<<<<
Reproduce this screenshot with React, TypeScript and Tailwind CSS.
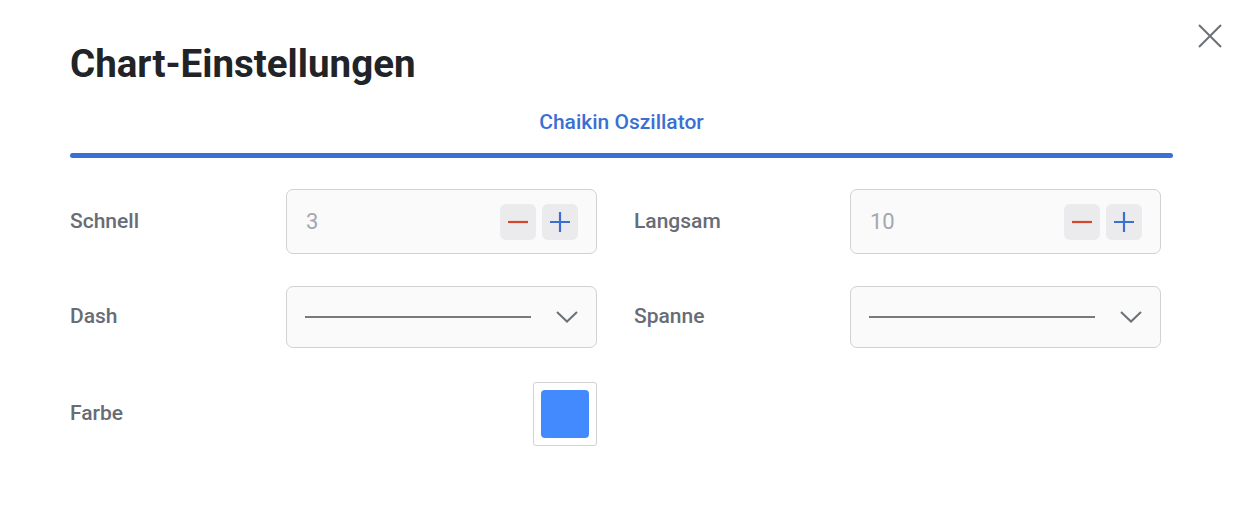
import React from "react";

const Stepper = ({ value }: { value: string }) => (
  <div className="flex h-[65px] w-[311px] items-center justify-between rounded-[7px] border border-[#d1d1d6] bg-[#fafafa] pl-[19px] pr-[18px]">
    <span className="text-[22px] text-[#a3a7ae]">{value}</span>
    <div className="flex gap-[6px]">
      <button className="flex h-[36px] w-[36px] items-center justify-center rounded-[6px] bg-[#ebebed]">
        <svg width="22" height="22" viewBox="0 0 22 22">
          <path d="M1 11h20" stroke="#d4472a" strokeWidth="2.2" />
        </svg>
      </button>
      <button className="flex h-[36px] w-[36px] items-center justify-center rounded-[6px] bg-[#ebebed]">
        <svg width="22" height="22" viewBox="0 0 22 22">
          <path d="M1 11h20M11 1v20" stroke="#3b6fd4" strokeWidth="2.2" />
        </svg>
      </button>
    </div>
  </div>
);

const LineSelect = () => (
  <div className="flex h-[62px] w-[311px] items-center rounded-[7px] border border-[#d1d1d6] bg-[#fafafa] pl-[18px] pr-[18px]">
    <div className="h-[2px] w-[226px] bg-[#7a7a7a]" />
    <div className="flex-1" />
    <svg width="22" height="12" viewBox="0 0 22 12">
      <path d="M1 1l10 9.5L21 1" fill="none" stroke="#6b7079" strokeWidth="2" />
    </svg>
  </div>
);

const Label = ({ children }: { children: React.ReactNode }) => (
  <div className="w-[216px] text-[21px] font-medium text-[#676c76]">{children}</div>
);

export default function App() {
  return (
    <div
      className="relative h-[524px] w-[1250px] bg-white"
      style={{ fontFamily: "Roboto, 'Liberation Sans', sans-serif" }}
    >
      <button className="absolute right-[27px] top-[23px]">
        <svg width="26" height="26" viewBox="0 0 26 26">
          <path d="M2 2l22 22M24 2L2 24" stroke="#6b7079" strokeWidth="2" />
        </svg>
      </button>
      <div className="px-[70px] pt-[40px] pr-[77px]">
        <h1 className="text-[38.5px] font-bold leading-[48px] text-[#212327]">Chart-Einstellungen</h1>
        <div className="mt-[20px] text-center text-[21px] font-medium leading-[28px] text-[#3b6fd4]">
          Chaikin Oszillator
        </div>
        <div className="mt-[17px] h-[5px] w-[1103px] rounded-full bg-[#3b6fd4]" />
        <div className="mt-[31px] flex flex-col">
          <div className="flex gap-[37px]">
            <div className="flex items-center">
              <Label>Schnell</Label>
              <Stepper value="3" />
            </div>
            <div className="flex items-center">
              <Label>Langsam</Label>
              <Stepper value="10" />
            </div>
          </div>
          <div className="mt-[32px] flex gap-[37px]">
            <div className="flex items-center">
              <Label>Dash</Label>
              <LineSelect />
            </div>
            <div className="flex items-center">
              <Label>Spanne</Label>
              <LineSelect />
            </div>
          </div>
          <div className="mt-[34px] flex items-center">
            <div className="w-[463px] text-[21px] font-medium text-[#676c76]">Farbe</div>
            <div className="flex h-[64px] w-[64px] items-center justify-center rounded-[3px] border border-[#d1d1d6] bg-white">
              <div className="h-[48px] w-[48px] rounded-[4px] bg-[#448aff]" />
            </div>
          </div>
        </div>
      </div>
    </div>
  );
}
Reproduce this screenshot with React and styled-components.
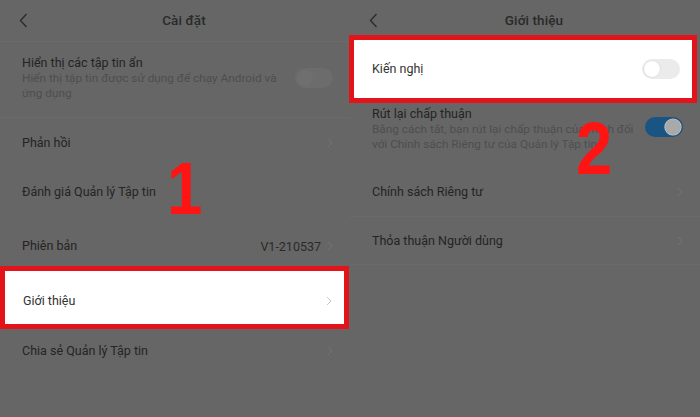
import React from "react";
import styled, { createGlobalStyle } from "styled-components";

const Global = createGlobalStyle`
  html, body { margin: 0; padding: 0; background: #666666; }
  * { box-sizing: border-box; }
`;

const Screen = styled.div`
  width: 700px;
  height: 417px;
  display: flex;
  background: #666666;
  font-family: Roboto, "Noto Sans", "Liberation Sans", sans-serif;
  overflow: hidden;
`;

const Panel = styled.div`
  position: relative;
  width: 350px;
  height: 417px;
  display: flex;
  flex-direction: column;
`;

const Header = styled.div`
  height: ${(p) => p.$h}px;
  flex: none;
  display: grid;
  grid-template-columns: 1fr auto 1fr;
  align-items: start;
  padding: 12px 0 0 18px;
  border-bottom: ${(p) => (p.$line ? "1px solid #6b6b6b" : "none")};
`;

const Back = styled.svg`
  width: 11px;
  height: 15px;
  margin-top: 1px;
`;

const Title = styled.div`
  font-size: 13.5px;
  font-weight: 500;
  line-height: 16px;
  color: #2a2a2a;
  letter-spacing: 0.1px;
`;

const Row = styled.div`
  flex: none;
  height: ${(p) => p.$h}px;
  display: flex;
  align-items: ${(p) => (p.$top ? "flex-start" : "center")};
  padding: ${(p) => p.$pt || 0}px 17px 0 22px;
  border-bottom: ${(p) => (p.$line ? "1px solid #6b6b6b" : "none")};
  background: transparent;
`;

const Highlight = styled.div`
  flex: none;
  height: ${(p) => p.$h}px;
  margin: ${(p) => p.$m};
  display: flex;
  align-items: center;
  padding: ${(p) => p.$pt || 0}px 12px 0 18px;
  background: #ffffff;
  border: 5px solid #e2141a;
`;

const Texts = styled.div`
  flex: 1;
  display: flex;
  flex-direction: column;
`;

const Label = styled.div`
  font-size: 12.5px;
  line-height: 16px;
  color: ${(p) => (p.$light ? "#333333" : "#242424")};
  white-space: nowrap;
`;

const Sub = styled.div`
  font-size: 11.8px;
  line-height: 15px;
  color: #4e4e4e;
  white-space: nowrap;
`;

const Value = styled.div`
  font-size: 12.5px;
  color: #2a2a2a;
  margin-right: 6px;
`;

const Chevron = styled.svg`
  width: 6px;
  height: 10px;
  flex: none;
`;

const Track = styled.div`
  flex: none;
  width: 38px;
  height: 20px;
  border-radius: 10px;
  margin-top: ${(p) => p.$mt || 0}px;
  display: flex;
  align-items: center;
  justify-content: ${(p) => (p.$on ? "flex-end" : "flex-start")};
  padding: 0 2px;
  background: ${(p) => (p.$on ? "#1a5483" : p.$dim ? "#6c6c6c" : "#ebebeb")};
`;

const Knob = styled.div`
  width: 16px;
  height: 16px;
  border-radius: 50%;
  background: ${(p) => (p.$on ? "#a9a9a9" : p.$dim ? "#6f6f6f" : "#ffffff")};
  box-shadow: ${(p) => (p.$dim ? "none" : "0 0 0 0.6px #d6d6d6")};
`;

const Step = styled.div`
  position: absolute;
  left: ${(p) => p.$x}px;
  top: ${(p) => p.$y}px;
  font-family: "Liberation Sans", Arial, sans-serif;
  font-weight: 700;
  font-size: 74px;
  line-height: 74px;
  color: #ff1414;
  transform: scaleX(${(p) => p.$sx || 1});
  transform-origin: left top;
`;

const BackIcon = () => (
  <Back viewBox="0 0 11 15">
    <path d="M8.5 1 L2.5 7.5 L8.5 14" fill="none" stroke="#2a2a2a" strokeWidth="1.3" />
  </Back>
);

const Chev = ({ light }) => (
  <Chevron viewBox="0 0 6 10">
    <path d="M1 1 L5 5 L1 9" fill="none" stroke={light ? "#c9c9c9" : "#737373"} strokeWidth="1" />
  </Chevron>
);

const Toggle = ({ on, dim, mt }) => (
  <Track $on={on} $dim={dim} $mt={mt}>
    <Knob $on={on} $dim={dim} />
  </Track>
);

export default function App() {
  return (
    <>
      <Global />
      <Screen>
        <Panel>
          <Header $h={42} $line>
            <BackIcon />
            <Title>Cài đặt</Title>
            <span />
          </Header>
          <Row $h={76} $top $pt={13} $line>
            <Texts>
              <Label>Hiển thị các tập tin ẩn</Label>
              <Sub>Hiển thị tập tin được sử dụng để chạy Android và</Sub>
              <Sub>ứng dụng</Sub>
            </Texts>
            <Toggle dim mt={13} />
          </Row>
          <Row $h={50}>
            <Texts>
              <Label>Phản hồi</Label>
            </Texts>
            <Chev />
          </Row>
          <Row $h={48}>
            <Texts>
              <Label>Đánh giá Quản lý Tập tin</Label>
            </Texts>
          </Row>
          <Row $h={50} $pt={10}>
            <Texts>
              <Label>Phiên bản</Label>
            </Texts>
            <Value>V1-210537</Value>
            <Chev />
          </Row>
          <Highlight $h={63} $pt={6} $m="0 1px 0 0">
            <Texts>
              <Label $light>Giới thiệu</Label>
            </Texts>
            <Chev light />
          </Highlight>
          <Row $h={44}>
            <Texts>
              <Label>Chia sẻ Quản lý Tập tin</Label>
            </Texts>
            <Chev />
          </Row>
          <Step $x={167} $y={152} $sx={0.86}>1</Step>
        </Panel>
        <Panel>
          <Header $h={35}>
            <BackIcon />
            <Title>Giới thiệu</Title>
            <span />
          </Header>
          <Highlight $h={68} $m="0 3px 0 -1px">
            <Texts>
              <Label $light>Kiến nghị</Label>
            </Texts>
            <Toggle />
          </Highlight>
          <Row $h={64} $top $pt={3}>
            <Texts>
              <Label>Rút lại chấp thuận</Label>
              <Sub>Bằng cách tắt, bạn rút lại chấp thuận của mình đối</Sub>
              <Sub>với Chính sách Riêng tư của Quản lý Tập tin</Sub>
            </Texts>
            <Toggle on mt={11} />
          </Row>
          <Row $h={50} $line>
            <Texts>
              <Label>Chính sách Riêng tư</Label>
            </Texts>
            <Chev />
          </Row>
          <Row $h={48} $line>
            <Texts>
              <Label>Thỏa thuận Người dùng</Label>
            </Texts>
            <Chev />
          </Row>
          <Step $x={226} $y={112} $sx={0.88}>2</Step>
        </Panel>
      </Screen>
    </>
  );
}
>>>>
#### Brief:
Copy out each line of the data where the string "with" appears.

#### Correct response:
Reproduce this screenshot with React, TypeScript and Tailwind CSS.
Reproduce this screenshot with React and styled-components.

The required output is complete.